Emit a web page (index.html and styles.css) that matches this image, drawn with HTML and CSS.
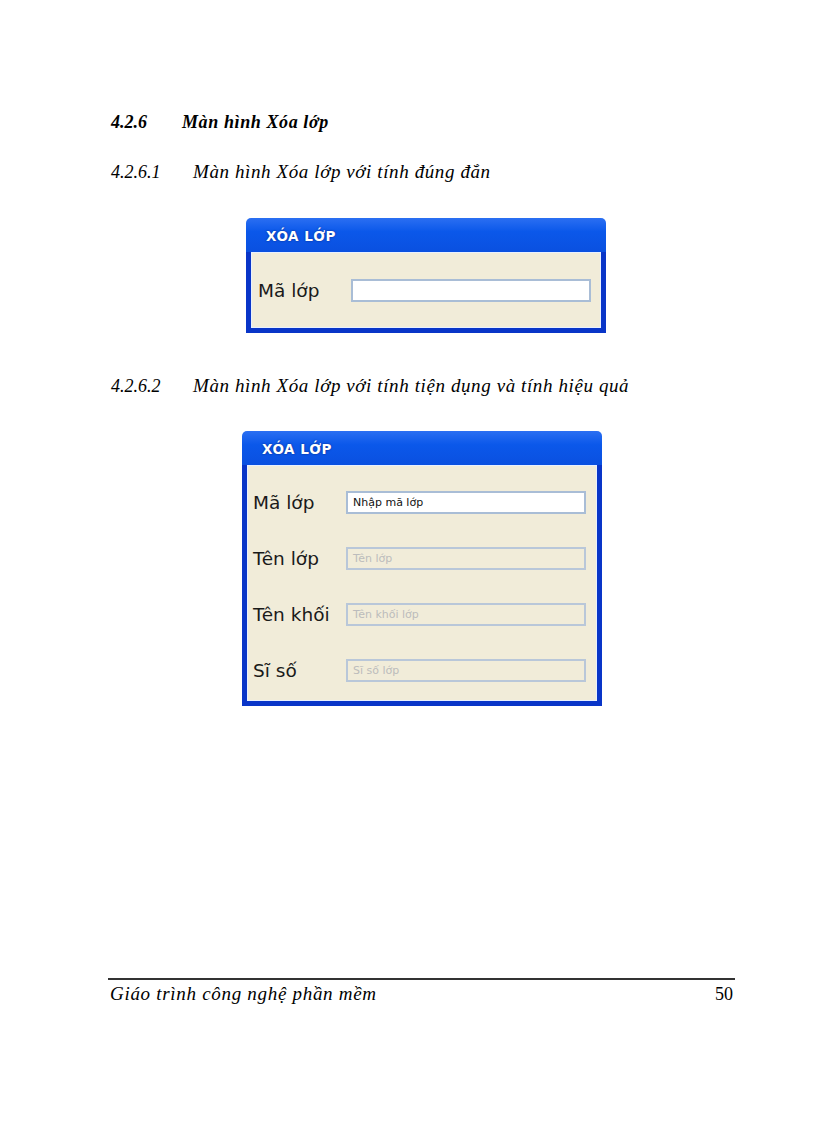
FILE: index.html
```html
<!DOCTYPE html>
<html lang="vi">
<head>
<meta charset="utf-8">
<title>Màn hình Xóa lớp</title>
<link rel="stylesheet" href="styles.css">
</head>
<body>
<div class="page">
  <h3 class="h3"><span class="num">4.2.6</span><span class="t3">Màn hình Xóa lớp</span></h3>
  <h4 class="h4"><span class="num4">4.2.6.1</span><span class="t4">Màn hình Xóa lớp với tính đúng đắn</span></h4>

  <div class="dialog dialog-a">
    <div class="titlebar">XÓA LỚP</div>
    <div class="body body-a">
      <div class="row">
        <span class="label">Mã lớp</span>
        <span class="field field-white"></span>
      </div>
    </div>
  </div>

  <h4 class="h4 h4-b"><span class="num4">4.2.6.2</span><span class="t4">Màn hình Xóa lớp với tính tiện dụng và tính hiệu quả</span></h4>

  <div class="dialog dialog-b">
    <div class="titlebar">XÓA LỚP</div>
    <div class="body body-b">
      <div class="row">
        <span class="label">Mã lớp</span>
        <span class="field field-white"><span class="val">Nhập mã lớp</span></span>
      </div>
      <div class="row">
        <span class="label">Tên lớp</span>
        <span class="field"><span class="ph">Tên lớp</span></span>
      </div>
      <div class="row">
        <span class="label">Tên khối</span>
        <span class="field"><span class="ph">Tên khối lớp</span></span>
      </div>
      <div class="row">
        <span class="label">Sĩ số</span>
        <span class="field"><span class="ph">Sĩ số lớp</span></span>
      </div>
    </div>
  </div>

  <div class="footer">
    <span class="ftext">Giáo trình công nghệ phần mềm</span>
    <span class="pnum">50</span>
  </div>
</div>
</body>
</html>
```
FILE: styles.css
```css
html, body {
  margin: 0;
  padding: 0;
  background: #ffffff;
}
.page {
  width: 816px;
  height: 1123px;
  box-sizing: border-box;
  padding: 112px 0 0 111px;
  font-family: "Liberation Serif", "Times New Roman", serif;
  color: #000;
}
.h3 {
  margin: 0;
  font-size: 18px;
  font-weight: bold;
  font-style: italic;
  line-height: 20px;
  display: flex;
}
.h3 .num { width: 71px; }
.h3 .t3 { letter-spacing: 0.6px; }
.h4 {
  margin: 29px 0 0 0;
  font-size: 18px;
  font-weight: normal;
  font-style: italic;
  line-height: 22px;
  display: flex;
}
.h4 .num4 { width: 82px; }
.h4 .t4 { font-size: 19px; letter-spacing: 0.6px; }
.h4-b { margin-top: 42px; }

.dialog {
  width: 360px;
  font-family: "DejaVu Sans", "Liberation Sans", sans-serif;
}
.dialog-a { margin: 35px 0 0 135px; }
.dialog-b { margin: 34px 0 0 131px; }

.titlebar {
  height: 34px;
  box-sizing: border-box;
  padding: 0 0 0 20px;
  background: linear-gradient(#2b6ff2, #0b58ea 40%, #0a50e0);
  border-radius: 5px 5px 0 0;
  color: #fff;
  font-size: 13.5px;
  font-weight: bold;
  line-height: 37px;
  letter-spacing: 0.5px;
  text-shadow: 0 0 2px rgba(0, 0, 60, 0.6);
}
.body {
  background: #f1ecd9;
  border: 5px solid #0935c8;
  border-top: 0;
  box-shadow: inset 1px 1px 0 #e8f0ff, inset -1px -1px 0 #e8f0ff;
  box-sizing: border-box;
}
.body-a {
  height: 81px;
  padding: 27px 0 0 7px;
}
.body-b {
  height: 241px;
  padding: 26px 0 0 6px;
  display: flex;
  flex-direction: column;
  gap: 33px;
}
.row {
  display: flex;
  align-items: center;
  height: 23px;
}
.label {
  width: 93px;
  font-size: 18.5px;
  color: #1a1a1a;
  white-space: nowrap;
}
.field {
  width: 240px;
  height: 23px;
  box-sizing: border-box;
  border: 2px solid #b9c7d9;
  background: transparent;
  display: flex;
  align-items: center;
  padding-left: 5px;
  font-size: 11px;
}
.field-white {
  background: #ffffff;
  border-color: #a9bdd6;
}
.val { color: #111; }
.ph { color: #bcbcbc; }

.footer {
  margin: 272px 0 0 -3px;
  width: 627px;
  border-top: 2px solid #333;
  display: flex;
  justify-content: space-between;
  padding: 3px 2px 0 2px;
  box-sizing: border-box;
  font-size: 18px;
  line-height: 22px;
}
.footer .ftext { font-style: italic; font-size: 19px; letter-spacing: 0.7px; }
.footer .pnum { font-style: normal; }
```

☆ ☆ ☆ ☆ ☆ ☆ ☆

* **INSTRUCTION**
From start to finish, output the listing exactly, but omit its pictures.

* **ANSWER IN FULL**
Emit a web page (index.html and styles.css) that matches this image, drawn with HTML and CSS.
FILE: index.html
```html
<!DOCTYPE html>
<html lang="vi">
<head>
<meta charset="utf-8">
<title>Màn hình Xóa lớp</title>
<link rel="stylesheet" href="styles.css">
</head>
<body>
<div class="page">
  <h3 class="h3"><span class="num">4.2.6</span><span class="t3">Màn hình Xóa lớp</span></h3>
  <h4 class="h4"><span class="num4">4.2.6.1</span><span class="t4">Màn hình Xóa lớp với tính đúng đắn</span></h4>

  <div class="dialog dialog-a">
    <div class="titlebar">XÓA LỚP</div>
    <div class="body body-a">
      <div class="row">
        <span class="label">Mã lớp</span>
        <span class="field field-white"></span>
      </div>
    </div>
  </div>

  <h4 class="h4 h4-b"><span class="num4">4.2.6.2</span><span class="t4">Màn hình Xóa lớp với tính tiện dụng và tính hiệu quả</span></h4>

  <div class="dialog dialog-b">
    <div class="titlebar">XÓA LỚP</div>
    <div class="body body-b">
      <div class="row">
        <span class="label">Mã lớp</span>
        <span class="field field-white"><span class="val">Nhập mã lớp</span></span>
      </div>
      <div class="row">
        <span class="label">Tên lớp</span>
        <span class="field"><span class="ph">Tên lớp</span></span>
      </div>
      <div class="row">
        <span class="label">Tên khối</span>
        <span class="field"><span class="ph">Tên khối lớp</span></span>
      </div>
      <div class="row">
        <span class="label">Sĩ số</span>
        <span class="field"><span class="ph">Sĩ số lớp</span></span>
      </div>
    </div>
  </div>

  <div class="footer">
    <span class="ftext">Giáo trình công nghệ phần mềm</span>
    <span class="pnum">50</span>
  </div>
</div>
</body>
</html>
```
FILE: styles.css
```css
html, body {
  margin: 0;
  padding: 0;
  background: #ffffff;
}
.page {
  width: 816px;
  height: 1123px;
  box-sizing: border-box;
  padding: 112px 0 0 111px;
  font-family: "Liberation Serif", "Times New Roman", serif;
  color: #000;
}
.h3 {
  margin: 0;
  font-size: 18px;
  font-weight: bold;
  font-style: italic;
  line-height: 20px;
  display: flex;
}
.h3 .num { width: 71px; }
.h3 .t3 { letter-spacing: 0.6px; }
.h4 {
  margin: 29px 0 0 0;
  font-size: 18px;
  font-weight: normal;
  font-style: italic;
  line-height: 22px;
  display: flex;
}
.h4 .num4 { width: 82px; }
.h4 .t4 { font-size: 19px; letter-spacing: 0.6px; }
.h4-b { margin-top: 42px; }

.dialog {
  width: 360px;
  font-family: "DejaVu Sans", "Liberation Sans", sans-serif;
}
.dialog-a { margin: 35px 0 0 135px; }
.dialog-b { margin: 34px 0 0 131px; }

.titlebar {
  height: 34px;
  box-sizing: border-box;
  padding: 0 0 0 20px;
  background: linear-gradient(#2b6ff2, #0b58ea 40%, #0a50e0);
  border-radius: 5px 5px 0 0;
  color: #fff;
  font-size: 13.5px;
  font-weight: bold;
  line-height: 37px;
  letter-spacing: 0.5px;
  text-shadow: 0 0 2px rgba(0, 0, 60, 0.6);
}
.body {
  background: #f1ecd9;
  border: 5px solid #0935c8;
  border-top: 0;
  box-shadow: inset 1px 1px 0 #e8f0ff, inset -1px -1px 0 #e8f0ff;
  box-sizing: border-box;
}
.body-a {
  height: 81px;
  padding: 27px 0 0 7px;
}
.body-b {
  height: 241px;
  padding: 26px 0 0 6px;
  display: flex;
  flex-direction: column;
  gap: 33px;
}
.row {
  display: flex;
  align-items: center;
  height: 23px;
}
.label {
  width: 93px;
  font-size: 18.5px;
  color: #1a1a1a;
  white-space: nowrap;
}
.field {
  width: 240px;
  height: 23px;
  box-sizing: border-box;
  border: 2px solid #b9c7d9;
  background: transparent;
  display: flex;
  align-items: center;
  padding-left: 5px;
  font-size: 11px;
}
.field-white {
  background: #ffffff;
  border-color: #a9bdd6;
}
.val { color: #111; }
.ph { color: #bcbcbc; }

.footer {
  margin: 272px 0 0 -3px;
  width: 627px;
  border-top: 2px solid #333;
  display: flex;
  justify-content: space-between;
  padding: 3px 2px 0 2px;
  box-sizing: border-box;
  font-size: 18px;
  line-height: 22px;
}
.footer .ftext { font-style: italic; font-size: 19px; letter-spacing: 0.7px; }
.footer .pnum { font-style: normal; }
```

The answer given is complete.